A culmination of sorts was an impressive bonfire in the fire pit, something dear to the heart of WDM. Yes, he is a brilliant financier, but underneath that exterior lurks a pyromaniac. (I hasten to add that the fire danger in the area was low). I acted as supervisor, an acknowledgement of my delicate and fragile condition,* and scanned the skies seeking out any water bombers from the Ministry of Natural Resources that might suddenly appear.

The only lacuna in the whole thing was a somewhat unaccountable lack of reference to the fair sex. I mean, all are getting on, but still.....As Marvell put it in his poem, 'To His Coy Mistress', "The grave's a fine and private place / But none I think do there embrace."

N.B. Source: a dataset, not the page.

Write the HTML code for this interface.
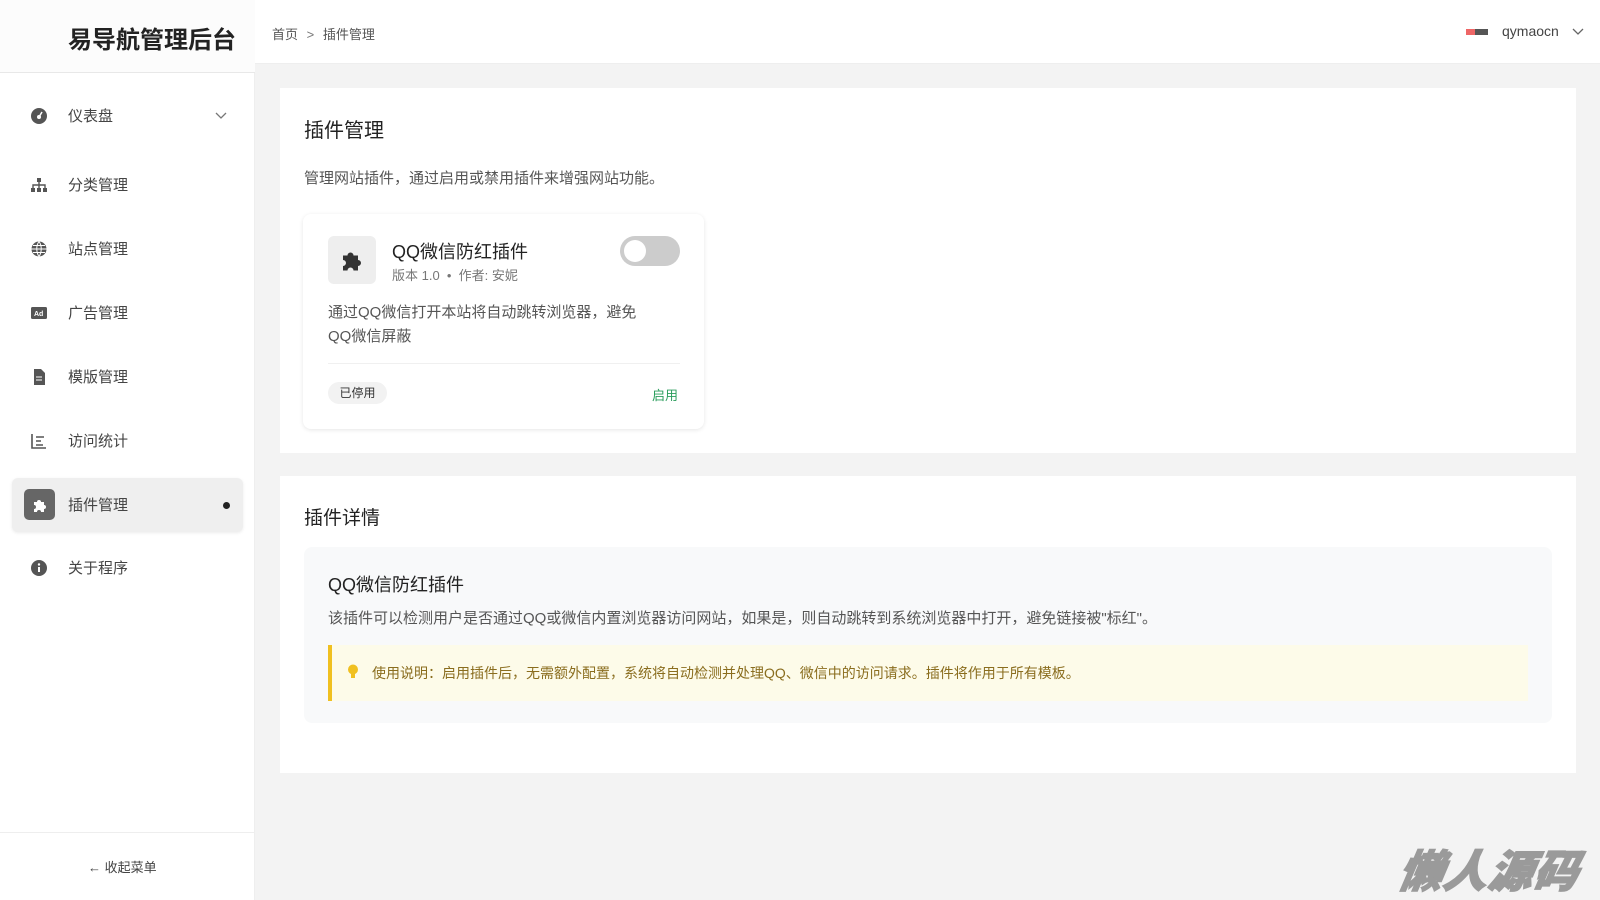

Too true, and it is a very good thing the Compte de Rienvelle is shortly expected at the Manor. Can't happen soon enough.

All for now.

*This is rubbish. It was not that long ago when Simone had a wee tussle with an Al Qaeda operative on the north face of the Eiger. Later, the body was found in a deep crevasse. This was initially thought to be a mountain climbing accident until the bullet hole in the forehead came into view, setting off an Interpol investigation in three Alpine countries, and gave Sir Harry a severe headache.. Delicate and fragile? As I said, rubbish. --Ed.